- The task
Collect all lines from the listing that include the string "this".

- Items
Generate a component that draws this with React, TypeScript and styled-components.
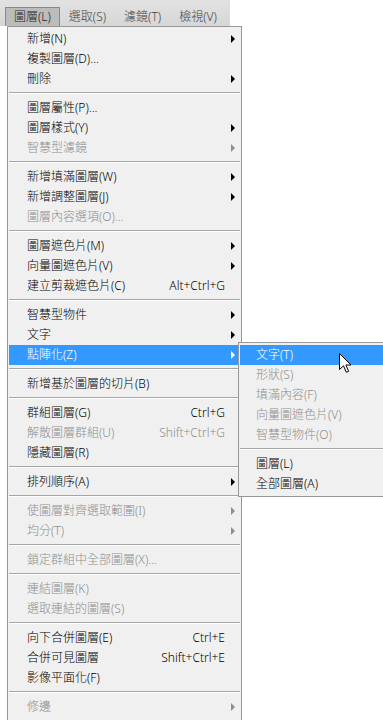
import * as React from 'react';
import styled, { createGlobalStyle } from 'styled-components';

const GlobalStyle = createGlobalStyle`
  html, body {
    margin: 0;
    padding: 0;
    background: #fff;
    overflow: hidden;
  }
  body {
    font-family: "Noto Sans", "Noto Sans CJK TC", sans-serif;
    font-size: 12px;
    font-weight: 300;
    color: #000;
  }
`;

const Page = styled.div`
  width: 383px;
  height: 720px;
  display: flex;
  flex-direction: column;
  position: relative;
`;

const MenuBar = styled.div`
  flex-shrink: 0;
  width: 225px;
  height: 26px;
  padding-left: 5px;
  display: flex;
  align-items: flex-end;
  background: linear-gradient(#e2e2e2, #d6d6d6);
`;

const MenuTitle = styled.div<{ open?: boolean }>`
  height: 18px;
  line-height: 17px;
  padding: 0 8px;
  border: 1px solid ${(p) => (p.open ? '#8a8a8a' : 'transparent')};
  border-bottom: none;
  background: ${(p) => (p.open ? '#bcbcbc' : 'transparent')};
  color: ${(p) => (p.open ? '#222' : '#444')};
  white-space: nowrap;
`;

const Menu = styled.div`
  width: 233px;
  margin-left: 7px;
  padding-top: 2px;
  background: #f0f0f0;
  border: 1px solid #979797;
  border-bottom: none;
  flex: 1;
  display: flex;
  flex-direction: column;
`;

const Item = styled.div<{ disabled?: boolean; active?: boolean; indent?: number }>`
  position: relative;
  flex-shrink: 0;
  height: 20px;
  line-height: 20px;
  margin: 0 1px;
  padding-left: ${(p) => p.indent ?? 18}px;
  display: flex;
  align-items: center;
  white-space: nowrap;
  background: ${(p) => (p.active ? '#3399ff' : 'transparent')};
  color: ${(p) => (p.active ? '#fff' : p.disabled ? '#8e8e8e' : '#000')};
`;

const Label = styled.span`
  flex: 1;
`;

const Shortcut = styled.span`
  padding-right: 1px;
`;

const ArrowCell = styled.span<{ show?: boolean; disabled?: boolean; active?: boolean }>`
  width: 14px;
  height: 20px;
  display: flex;
  align-items: center;
  justify-content: center;
  &::after {
    content: '';
    display: ${(p) => (p.show ? 'block' : 'none')};
    border-left: 4px solid
      ${(p) => (p.active ? '#fff' : p.disabled ? '#8e8e8e' : '#000')};
    border-top: 4px solid transparent;
    border-bottom: 4px solid transparent;
  }
`;

const Separator = styled.div`
  flex-shrink: 0;
  height: 1px;
  margin: 3px 1px 4px 1px;
  background: #a6a6a6;
  border-bottom: 1px solid #fff;
`;

const SubMenu = styled.div`
  position: absolute;
  left: 229px;
  top: -3px;
  width: 170px;
  padding: 2px 0;
  background: #f0f0f0;
  border: 1px solid #979797;
  display: flex;
  flex-direction: column;
  z-index: 2;
`;

const Cursor = styled.svg`
  position: absolute;
  left: 99px;
  top: 8px;
`;

type Entry =
  | { sep: true }
  | {
      sep?: false;
      label: string;
      shortcut?: string;
      sub?: boolean;
      disabled?: boolean;
      active?: boolean;
    };

const entries: Entry[] = [
  { label: '新增(N)', sub: true },
  { label: '複製圖層(D)...' },
  { label: '刪除', sub: true },
  { sep: true },
  { label: '圖層屬性(P)...' },
  { label: '圖層樣式(Y)', sub: true },
  { label: '智慧型濾鏡', sub: true, disabled: true },
  { sep: true },
  { label: '新增填滿圖層(W)', sub: true },
  { label: '新增調整圖層(J)', sub: true },
  { label: '圖層內容選項(O)...', disabled: true },
  { sep: true },
  { label: '圖層遮色片(M)', sub: true },
  { label: '向量圖遮色片(V)', sub: true },
  { label: '建立剪裁遮色片(C)', shortcut: 'Alt+Ctrl+G' },
  { sep: true },
  { label: '智慧型物件', sub: true },
  { label: '文字', sub: true },
  { label: '點陣化(Z)', sub: true, active: true },
  { sep: true },
  { label: '新增基於圖層的切片(B)' },
  { sep: true },
  { label: '群組圖層(G)', shortcut: 'Ctrl+G' },
  { label: '解散圖層群組(U)', shortcut: 'Shift+Ctrl+G', disabled: true },
  { label: '隱藏圖層(R)' },
  { sep: true },
  { label: '排列順序(A)', sub: true },
  { sep: true },
  { label: '使圖層對齊選取範圍(I)', sub: true, disabled: true },
  { label: '均分(T)', sub: true, disabled: true },
  { sep: true },
  { label: '鎖定群組中全部圖層(X)...', disabled: true },
  { sep: true },
  { label: '連結圖層(K)', disabled: true },
  { label: '選取連結的圖層(S)', disabled: true },
  { sep: true },
  { label: '向下合併圖層(E)', shortcut: 'Ctrl+E' },
  { label: '合併可見圖層', shortcut: 'Shift+Ctrl+E' },
  { label: '影像平面化(F)' },
  { sep: true },
  { label: '修邊', sub: true, disabled: true },
];

const subEntries: Entry[] = [
  { label: '文字(T)', active: true },
  { label: '形狀(S)', disabled: true },
  { label: '填滿內容(F)', disabled: true },
  { label: '向量圖遮色片(V)', disabled: true },
  { label: '智慧型物件(O)', disabled: true },
  { sep: true },
  { label: '圖層(L)' },
  { label: '全部圖層(A)' },
];

const RasterizeMenu = () => (
  <SubMenu>
    {subEntries.map((e, i) =>
      e.sep ? (
        <Separator key={i} />
      ) : (
        <Item key={i} indent={16} disabled={e.disabled} active={e.active}>
          <Label>{e.label}</Label>
          {e.active && (
            <Cursor width="13" height="21" viewBox="0 0 13 21">
              <path
                d="M0.5 0.5 L0.5 16.5 L4.5 12.8 L7.3 19.3 L9.6 18.3 L6.9 12 L12 12 Z"
                fill="#fff"
                stroke="#000"
                strokeWidth="1"
                strokeLinejoin="round"
              />
            </Cursor>
          )}
        </Item>
      )
    )}
  </SubMenu>
);

export default function App() {
  return (
    <Page>
      <GlobalStyle />
      <MenuBar>
        <MenuTitle open>圖層(L)</MenuTitle>
        <MenuTitle>選取(S)</MenuTitle>
        <MenuTitle>濾鏡(T)</MenuTitle>
        <MenuTitle>檢視(V)</MenuTitle>
      </MenuBar>
      <Menu>
        {entries.map((e, i) =>
          e.sep ? (
            <Separator key={i} />
          ) : (
            <Item key={i} disabled={e.disabled} active={e.active}>
              <Label>{e.label}</Label>
              {e.shortcut && <Shortcut>{e.shortcut}</Shortcut>}
              <ArrowCell show={e.sub} disabled={e.disabled} active={e.active} />
              {e.active && <RasterizeMenu />}
            </Item>
          )
        )}
      </Menu>
    </Page>
  );
}
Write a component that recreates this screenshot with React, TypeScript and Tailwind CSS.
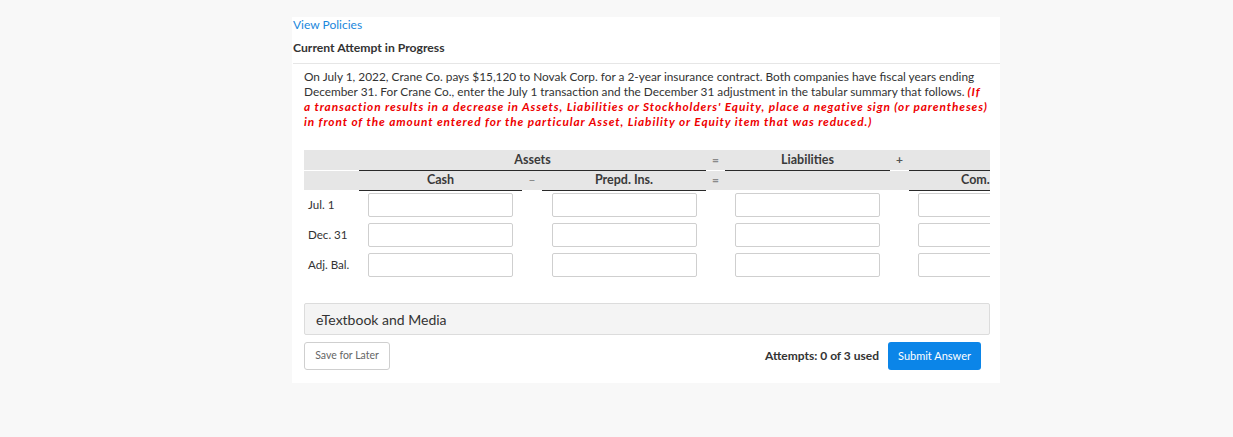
import React from 'react';

// Tabular summary grid: label | Cash | op | Prepd | op | Liabilities | op | Com.
const cols = 'grid grid-cols-[55px_163px_20px_164px_19px_165px_19px_163px]';

const rows = ['Jul. 1', 'Dec. 31', 'Adj. Bal.'];

const Op: React.FC<{ sym: string; tone?: string }> = ({ sym, tone = 'text-[#8a8a8a]' }) => (
  <div className={`flex items-center justify-center bg-[#e6e6e6] bg-clip-padding border-b border-transparent text-[12px] font-bold ${tone}`}>{sym}</div>
);

const Cell: React.FC<{ children?: React.ReactNode; line?: boolean; className?: string }> = ({ children, line, className = '' }) => (
  <div
    className={`flex items-center justify-center bg-[#e6e6e6] bg-clip-padding border-b text-[12.5px] font-bold text-[#3a3a3a] ${line ? 'border-[#2a2a2a]' : 'border-transparent'} ${className}`}
  >
    {children}
  </div>
);

const Box = () => (
  <div className="flex items-center justify-center">
    <input className="w-[145px] h-[24px] border border-[#cfcfcf] rounded-[2px] bg-white outline-none" />
  </div>
);

function App() {
  return (
    <div className="min-h-screen bg-[#f8f8f8] font-['Lato',sans-serif] text-[#333]">
      <div className="pt-[17px] pl-[292px]">
        <div className="w-[708px] bg-white pb-[13px]">
          {/* header */}
          <div className="pl-[1px] pt-[1px]">
            <a className="block text-[12px] leading-[14px] text-[#1a87dc]">View Policies</a>
            <div className="mt-[9px] text-[12.2px] leading-[14px] font-bold text-[#333]">Current Attempt in Progress</div>
          </div>
          <div className="mt-[8px] ml-[1px] border-t border-[#e6e6e6]" />

          <div className="pl-3 pr-[10px]">
            <p className="mt-[5px] text-[11.85px] leading-[15px] text-[#333]">
              On July 1, 2022, Crane Co. pays $15,120 to Novak Corp. for a 2-year insurance contract. Both companies have fiscal years ending
              December 31. For Crane Co., enter the July 1 transaction and the December 31 adjustment in the tabular summary that follows.{' '}
              <span className="font-bold italic tracking-[0.9px] text-[#ee0000]">
                (If a transaction results in a decrease in Assets, Liabilities or Stockholders' Equity, place a negative sign (or parentheses)
                in front of the amount entered for the particular Asset, Liability or Equity item that was reduced.)
              </span>
            </p>

            {/* tabular summary */}
            <div className="mt-[21px] w-[686px] overflow-hidden">
              <div className="w-[768px]">
                <div className={`${cols} h-[21px]`}>
                  <Cell />
                  <Cell line className="col-span-3">Assets</Cell>
                  <Op sym="=" />
                  <Cell line>Liabilities</Cell>
                  <Op sym="+" tone="text-[#555]" />
                  <Cell line />
                </div>
                <div className={`${cols} h-[19px]`}>
                  <Cell />
                  <Cell line>Cash</Cell>
                  <Op sym="–" />
                  <Cell line>Prepd. Ins.</Cell>
                  <Op sym="=" />
                  <Cell />
                  <Cell />
                  <Cell line className="!justify-start pl-[52px]">Com.</Cell>
                </div>
                {rows.map((r) => (
                  <div key={r} className={`${cols} h-[30px]`}>
                    <div className="flex items-center pl-[4px] text-[11.6px] text-[#333]">{r}</div>
                    <Box />
                    <div />
                    <Box />
                    <div />
                    <Box />
                    <div />
                    <Box />
                  </div>
                ))}
              </div>
            </div>

            <div className="mt-[23px] h-[32px] flex items-center pl-[11px] bg-[#f4f4f4] border border-[#dcdcdc] rounded-[2px] text-[14px] text-[#333]">
              eTextbook and Media
            </div>

            <div className="mt-[7px] flex items-center justify-between pr-[9px]">
              <button className="h-[28px] w-[86px] border border-[#cfcfcf] rounded-[3px] bg-white text-[10.5px] text-[#666]">Save for Later</button>
              <div className="flex items-center gap-[9px]">
                <span className="text-[12px] font-bold text-[#333]">Attempts: 0 of 3 used</span>
                <button className="h-[28px] w-[93px] rounded-[3px] bg-[#0b85e8] text-[11px] text-white">Submit Answer</button>
              </div>
            </div>
          </div>
        </div>
      </div>
    </div>
  );
}

export default App;
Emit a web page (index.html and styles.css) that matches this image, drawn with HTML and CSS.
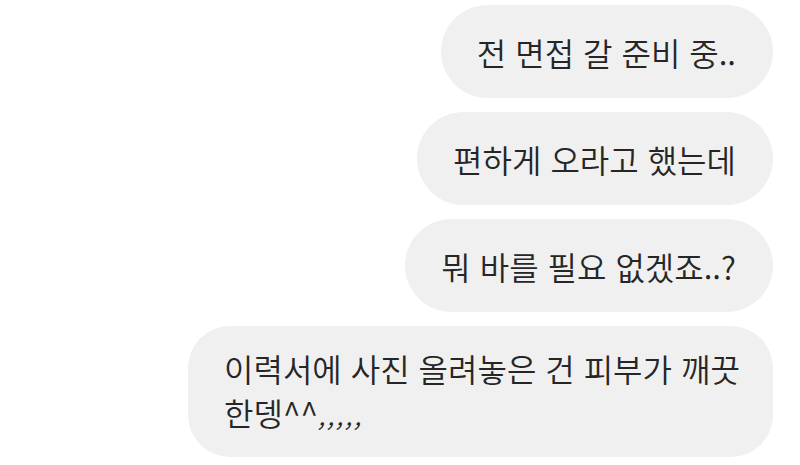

- Output below
Generate a component that draws this with React, TypeScript and styled-components.
Write a component that recreates this screenshot with React, TypeScript and Tailwind CSS.
Emit a web page (index.html and styles.css) that matches this image, drawn with HTML and CSS.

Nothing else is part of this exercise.